Theosophists, if they will learn the doctrine and try to explain it, will reform this world. It will percolate everywhere, infiltrate into every stratum of society and prevent the need of legislation. It will alter the people, whereas you go on legislating and leaving this world's people as they are, and you will have just what happened in France. Capitalists in that day, in the day of the revolution — that is the royalists — oppressed the people. At last the people rose up and philosophers of the day instituted the reign of reason, and out of the reign of reason — mind you they had introduced there a beautiful idea of mankind, that idea struck root in a soil that was not prepared — came the practice of murdering other people by the wholesale until streams of blood ran all over France. So you see if something is not done to raise the people what the result will be.
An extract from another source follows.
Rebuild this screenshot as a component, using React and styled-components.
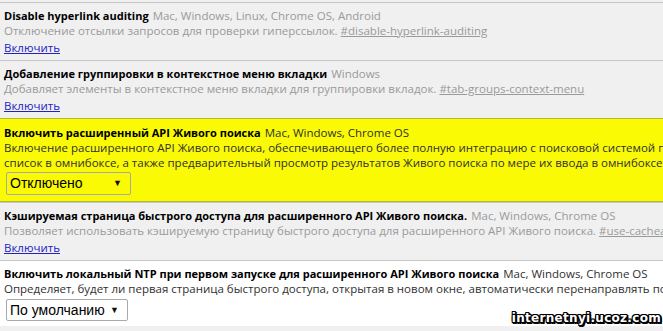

We have seen in Chicago the result of such acts, the mutterings of such a storm if the theosophical philosophy — call it by any other name you like — is not preached and understood. But if these old doctrines are not taught to the race you will have a revolution, and instead of making progress in a steady, normal fashion, you will come up to better things through storm, trouble and sorrow. You will come up, of course, for even out of revolutions and blood there comes progress, but isn't it better to have progress without that? And that is what the theosophical philosophy is intended for. That is why the Mahatmas we were talking about, directing their servant H. P. Blavatsky, as they have directed many before, came out at a time when materialism was fighting religion and was about getting the upper hand, and once more everything moved forward in its cyclic way and these old doctrines were revivified under the guidance of the theosophical movement. They are doctrines that explain all problems and in the universal scheme give man a place as a potential god.